What is the Most Helpful Categorical Breakdown of Normative Ethics?

by rhys_lindmark 15th Aug 20187 comments


In general, I've seen philosophers "bucket" normative ethics into 3 primary categories:

  • Virtue Ethics: Emphasize moral character
  • Deontology: Emphasizes duties or rules
  • Consequentialism: Emphasizes the consequences of actions

See here or here.

However, I would prefer to combine virtue ethics and deontology to create a binary distinction:

  • Means: Virtue Ethics and Deontology
  • Ends: Consequentialism

I'm not an expert philosopher by any means (heh), but this makes more intuitive sense to me. When we think about "how to do good", the 1st clear question is "are you thinking about your actions (means) or the outcomes of those actions (ends)?" For me, virtue ethics and deontology are two ways to think about your actions. i.e. Deontology—Do your actions align with some duty/rule?

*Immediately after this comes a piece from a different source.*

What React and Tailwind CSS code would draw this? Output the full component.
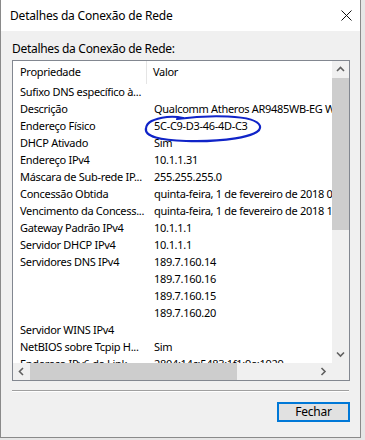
import React from "react";

const rows = [
  ["Sufixo DNS específico à...", ""],
  ["Descrição", "Qualcomm Atheros AR9485WB-EG Wireless Network Adapter"],
  ["Endereço Físico", "5C-C9-D3-46-4D-C3"],
  ["DHCP Ativado", "Sim"],
  ["Endereço IPv4", "10.1.1.31"],
  ["Máscara de Sub-rede IP...", "255.255.255.0"],
  ["Concessão Obtida", "quinta-feira, 1 de fevereiro de 2018 09:12:40"],
  ["Vencimento da Concess...", "quinta-feira, 1 de fevereiro de 2018 10:12:40"],
  ["Gateway Padrão IPv4", "10.1.1.1"],
  ["Servidor DHCP IPv4", "10.1.1.1"],
  ["Servidores DNS IPv4", "189.7.160.14"],
  ["", "189.7.160.16"],
  ["", "189.7.160.15"],
  ["", "189.7.160.20"],
  ["Servidor WINS IPv4", ""],
  ["NetBIOS sobre Tcpip H...", "Sim"],
  ["Endereço IPv6 de Link...", "2804:14c:5483:1f1:9e:1929"],
];

function Chevron({ dir }) {
  const pts = {
    up: "1,5 4.5,1.5 8,5",
    down: "1,1.5 4.5,5 8,1.5",
    left: "5,1 1.5,4.5 5,8",
    right: "1.5,1 5,4.5 1.5,8",
  }[dir];
  const vert = dir === "up" || dir === "down";
  return (
    <svg width={vert ? 9 : 7} height={vert ? 7 : 9} viewBox={vert ? "0 0 9 7" : "0 0 7 9"}>
      <polyline points={pts} fill="none" stroke="#606060" strokeWidth="1.6" />
    </svg>
  );
}

export default function App() {
  return (
    <div
      className="w-[365px] h-[440px] bg-[#e6e6e6] overflow-hidden"
      style={{ fontFamily: '"Noto Sans", "Open Sans", sans-serif' }}
    >
      <div className="relative w-[361px] h-[438px] border-l border-r border-b border-[#8a8a8a] bg-[#f0f0f0] flex flex-col text-[12px] text-black">
        {/* Title bar */}
        <div className="h-[31px] bg-white flex items-center justify-between pl-[9px] pr-[8px] shrink-0">
          <span className="leading-[16px] tracking-[-0.2px]">Detalhes da Conexão de Rede</span>
          <svg width="11" height="11" viewBox="0 0 11 11">
            <path d="M0.5 0.5 L10.5 10.5 M10.5 0.5 L0.5 10.5" stroke="#111" strokeWidth="1" fill="none" />
          </svg>
        </div>

        {/* Body */}
        <div className="flex-1 flex flex-col pl-[11px] pr-[10px] pt-[10px]">
          <div className="h-[16px] leading-[16px] tracking-[-0.3px]">Detalhes da Conexão de Rede:</div>

          {/* List view */}
          <div className="mt-[3px] w-[338px] h-[321px] border border-[#828790] bg-white flex flex-col text-[11px] tracking-[-0.3px]">
            <div className="flex h-[302px]">
              <div className="flex-1 min-w-0 overflow-hidden flex flex-col">
                <div className="h-[23px] flex shrink-0 items-center">
                  <div className="w-[134px] shrink-0 h-full pl-[7px] flex items-center border-r border-[#e5e5e5]">Propriedade</div>
                  <div className="pl-[6px] shrink-0">Valor</div>
                </div>
                {rows.map(([k, v], i) => (
                  <div key={i} className="h-[17px] flex items-center shrink-0 whitespace-nowrap">
                    <div className="w-[134px] shrink-0 pl-[7px] overflow-hidden">{k}</div>
                    <div className="pl-[7px] shrink-0">{v}</div>
                  </div>
                ))}
              </div>
              {/* vertical scrollbar */}
              <div className="w-[17px] shrink-0 bg-[#f0f0f0] flex flex-col">
                <div className="h-[17px] flex items-center justify-center">
                  <Chevron dir="up" />
                </div>
                <div className="h-[152px] bg-[#cdcdcd]" />
                <div className="flex-1" />
                <div className="h-[17px] flex items-center justify-center">
                  <Chevron dir="down" />
                </div>
              </div>
            </div>
            <div className="flex h-[17px]">
              <div className="flex-1 bg-[#f0f0f0] flex items-center">
                <div className="w-[17px] h-full flex items-center justify-center">
                  <Chevron dir="left" />
                </div>
                <div className="w-[207px] h-full bg-[#cdcdcd]" />
                <div className="flex-1" />
                <div className="w-[17px] h-full flex items-center justify-center">
                  <Chevron dir="right" />
                </div>
              </div>
              <div className="w-[17px] bg-[#f0f0f0]" />
            </div>
          </div>

          {/* separator */}
          <div className="mt-[9px] w-[337px] border-t border-[#a0a0a0] border-b border-b-white" />

          <div className="mt-[10px] flex justify-end">
            <button className="w-[73px] h-[20px] border-2 border-[#0078d7] bg-[#e1e1e1] flex items-center justify-center leading-none tracking-[-0.2px]">
              Fechar
            </button>
          </div>
        </div>

        {/* hand-drawn blue ellipse */}
        <svg className="absolute left-0 top-0 pointer-events-none" width="361" height="438" viewBox="0 0 361 438">
          <path
            d="M176 119 C205 115, 255 114, 259 126 C262 138, 215 142, 185 141 C160 140, 143 137, 145 128 C146 122, 152 119, 166 117 C172 116.5, 178 117, 182 118"
            fill="none"
            stroke="#1024c8"
            strokeWidth="2.2"
            strokeLinecap="round"
          />
        </svg>
      </div>
    </div>
  );
}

Or Virtue Ethics—Do your actions align with some moral character traits?


  1. Is it actually true that philosophers (generally) give the 3-category version over the 2-category version?
  2. What am I missing about virtue ethics/deontology that implies I shouldn't categorize them both into "means"?
  3. Whatever the answers to #1 and #2, what do you find to be the most helpful categorical breakdown of normative ethics?